For nearly her whole career, Cira Robinson has — like many ballet dancers of color — performed a ritual: Painting her point shoes to match her skin.

She did it first in 2001, when she was 15, at a summer program with Dance Theater of Harlem. The company said her shoes needed to be brown, not the traditional pink, but she couldn’t find any in stores, so she used spray paint. “It made them crunchy and just … ew,” she said in a telephone interview.

When she joined Dance Theater a few years later, she started using makeup instead. “I’d go to the cheapest stores and get foundation,” she said, the kind “you’d never put on your face as it’d break you out. Like, $2.95 cheap.”

She’d go through five tubes a week, sponging it onto 12 to 15 pairs of shoes — a process known in ballet circles as pancaking.

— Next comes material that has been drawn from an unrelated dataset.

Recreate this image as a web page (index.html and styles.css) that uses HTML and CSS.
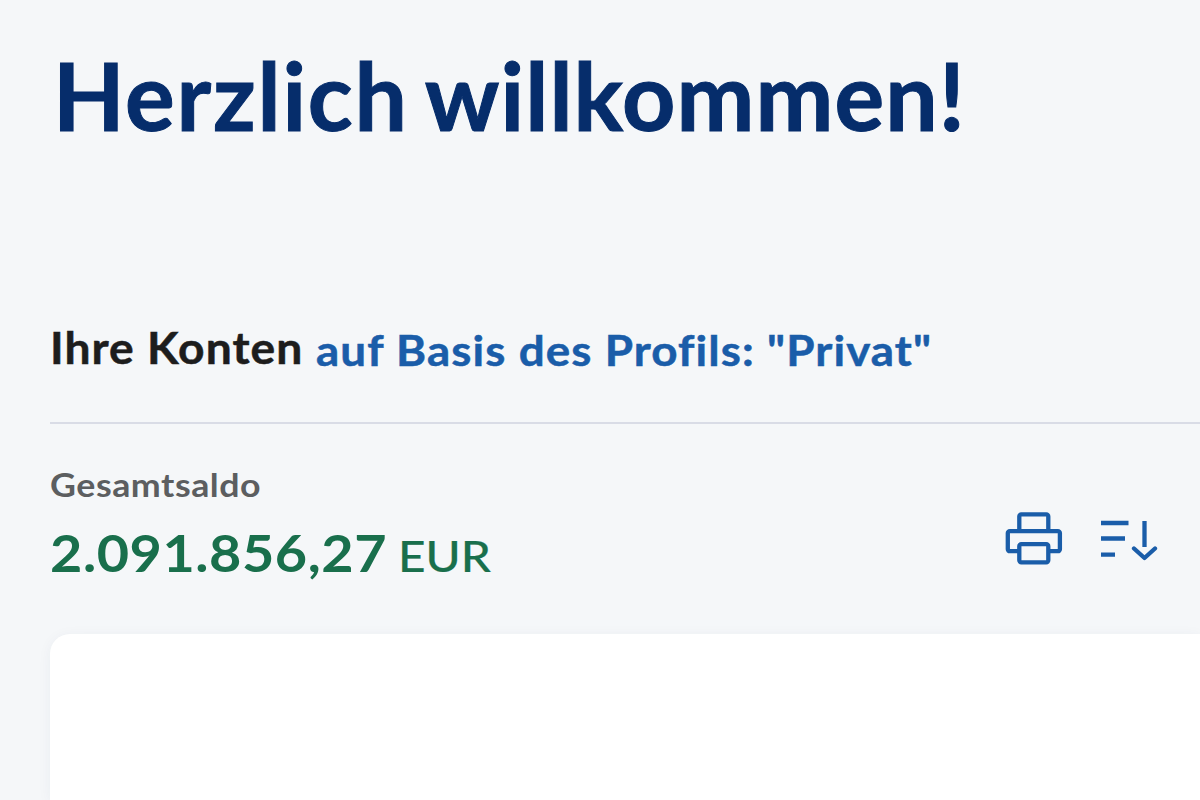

It took 45 minutes to an hour to do a pair, she said, because she wanted to make sure the foundation got into every crevice and covered every bit of ribbon.

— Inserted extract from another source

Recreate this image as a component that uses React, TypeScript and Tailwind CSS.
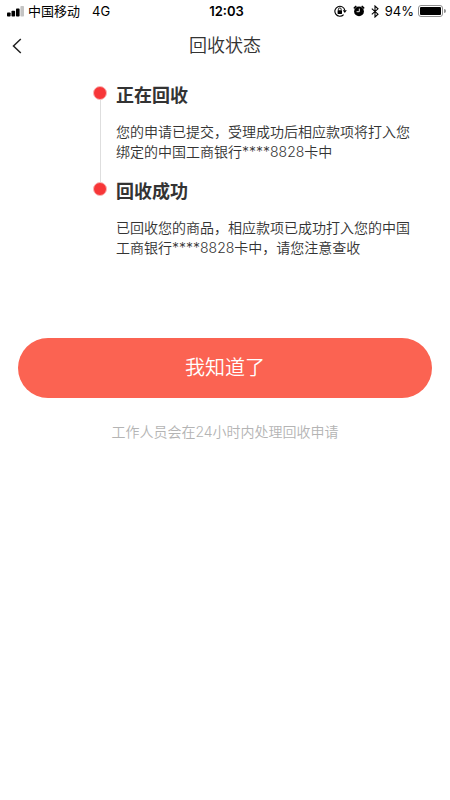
interface Step {
  title: string;
  description: string;
}

const steps: Step[] = [
  {
    title: "正在回收",
    description:
      "您的申请已提交，受理成功后相应款项将打入您绑定的中国工商银行****8828卡中",
  },
  {
    title: "回收成功",
    description:
      "已回收您的商品，相应款项已成功打入您的中国工商银行****8828卡中，请您注意查收",
  },
];

function SignalIcon() {
  return (
    <svg width="17" height="11" viewBox="0 0 17 11" aria-hidden="true">
      <rect x="0" y="6.4" width="3.6" height="4.2" rx="0.8" />
      <rect x="4.5" y="4.8" width="3.6" height="5.8" rx="0.8" />
      <rect x="9" y="2.6" width="3.6" height="8" rx="0.8" />
      <rect x="13.4" y="0" width="3.6" height="10.6" rx="0.8" fill="#c4c4c4" />
    </svg>
  );
}

function RotationLockIcon() {
  return (
    <svg width="13" height="12" viewBox="0 0 13 12" aria-hidden="true">
      <path
        d="M9.6 9.6A5 5 0 1 1 10.8 5.4"
        fill="none"
        stroke="#000"
        strokeWidth="1.1"
      />
      <path d="M8.8 5.3h4L10.8 8z" />
      <rect x="3.6" y="5.3" width="4.4" height="3.6" rx="0.4" />
      <path
        d="M4.4 5.5V4.3a1.4 1.4 0 0 1 2.8 0v1.2"
        fill="none"
        stroke="#000"
        strokeWidth="0.9"
      />
    </svg>
  );
}

function AlarmIcon() {
  return (
    <svg width="12" height="12" viewBox="0 0 12 12" aria-hidden="true">
      <circle cx="6" cy="6.4" r="4.9" />
      <path
        d="M1.4 2.8 2.8 1.5M10.6 2.8 9.2 1.5"
        stroke="#000"
        strokeWidth="1.7"
        strokeLinecap="round"
      />
      <path
        d="M6.3 4v2.7H4"
        fill="none"
        stroke="#fff"
        strokeWidth="0.9"
        strokeLinecap="round"
      />
    </svg>
  );
}

function BluetoothIcon() {
  return (
    <svg width="8" height="13" viewBox="0 0 8 13" aria-hidden="true">
      <path
        d="M0.8 3.7 7 9.2 4 12V1l3 2.8L0.8 9.3"
        fill="none"
        stroke="#000"
        strokeWidth="1.1"
      />
    </svg>
  );
}

function BatteryIcon() {
  return (
    <svg width="28" height="12" viewBox="0 0 28 12" aria-hidden="true">
      <rect
        x="0.5"
        y="0.5"
        width="24"
        height="11"
        rx="2.5"
        fill="none"
        stroke="#8f8f8f"
      />
      <rect x="2" y="2" width="21" height="8" rx="1" />
      <path d="M26 4a2 2 0 0 1 0 4z" fill="#8f8f8f" />
    </svg>
  );
}

function StatusBar() {
  return (
    <div className="grid h-[22px] grid-cols-[1fr_auto_1fr] items-center pr-1 pl-[7px] text-[13px] leading-none text-black">
      <div className="flex items-center gap-1">
        <SignalIcon />
        <span>中国移动</span>
        <span className="ml-2">4G</span>
      </div>
      <span className="font-semibold">12:03</span>
      <div className="flex items-center justify-end gap-1">
        <div className="mr-[2px] flex items-center gap-[6px]">
          <RotationLockIcon />
          <AlarmIcon />
          <BluetoothIcon />
        </div>
        <span>94%</span>
        <BatteryIcon />
      </div>
    </div>
  );
}

function NavBar() {
  return (
    <header className="grid h-12 grid-cols-[1fr_auto_1fr] items-center">
      <button type="button" aria-label="返回" className="w-10 pl-3">
        <svg width="10" height="16" viewBox="0 0 10 16" aria-hidden="true">
          <path
            d="M8.8 1 1.5 8l7.3 7"
            fill="none"
            stroke="#222"
            strokeWidth="1.5"
          />
        </svg>
      </button>
      <h1 className="text-[18px] leading-6 font-[350]">回收状态</h1>
    </header>
  );
}

function TimelineStep({ step, isLast }: { step: Step; isLast: boolean }) {
  return (
    <li className="flex gap-2">
      <div className="flex w-4 shrink-0 flex-col items-center pt-1">
        <span className="size-[14px] shrink-0 rounded-full border border-[#fbb5b5] bg-[#f73638]" />
        {!isLast ? <span className="-mb-1 w-px grow bg-[#dedede]" /> : null}
      </div>
      <div className={isLast ? "" : "pb-4"}>
        <h2 className="text-[18px] leading-7 font-bold">{step.title}</h2>
        <p className="mt-3 text-[14px] leading-5 font-[350]">
          {step.description}
        </p>
      </div>
    </li>
  );
}

export default function App() {
  return (
    <div className="min-h-screen bg-white font-['Inter','Noto_Sans_CJK_SC',sans-serif] text-[#333]">
      <StatusBar />
      <NavBar />
      <main>
        <ol className="mt-3 mr-[30px] ml-[92px]">
          {steps.map((step, index) => (
            <TimelineStep
              key={step.title}
              step={step}
              isLast={index === steps.length - 1}
            />
          ))}
        </ol>
        <div className="mt-20 px-[18px]">
          <button
            type="button"
            className="h-[60px] w-full rounded-full bg-[#fb6352] text-[20px] font-[350] text-white"
          >
            我知道了
          </button>
          <p className="mt-6 text-center text-[14px] leading-5 font-[350] text-[#b4b4b4]">
            工作人员会在24小时内处理回收申请
          </p>
        </div>
      </main>
    </div>
  );
}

Did she find these steps annoying? “I didn’t know any different,” Ms. Robinson, 32, said.

But now, Ms. Robinson — a senior artist at Ballet Black, a British dance company — is no longer obliged to do so. In October, Freed of London, which supplies her shoes, started selling two point shoes specifically for dancers of color: One brown, the other bronze.

Freed is not the first firm to make point shoes for dancers of color — the American company Gaynor Minden has been producing some more than a year — but the new shoes from Freed, a large supplier in the ballet world, highlight one of the stranger rituals that dancers of color have to perform.

It’s also a reminder that black dancers — especially female ones — are still a rarity in ballet. They remain barely represented at the top of the field, despite some signs of change and an increased awareness of the need for diversity at the schools feeding professional companies.

Shoes aren’t the only costuming reminders of the lack of diversity in ballet. In September, Precious Adams, a first artist at English National Ballet raised the issue of pink tights. “In ballet people have very strong ideas about tradition,” she told London’s Evening Standard newspaper. “They think me wearing brown tights in a tutu is somehow ‘incorrect.’”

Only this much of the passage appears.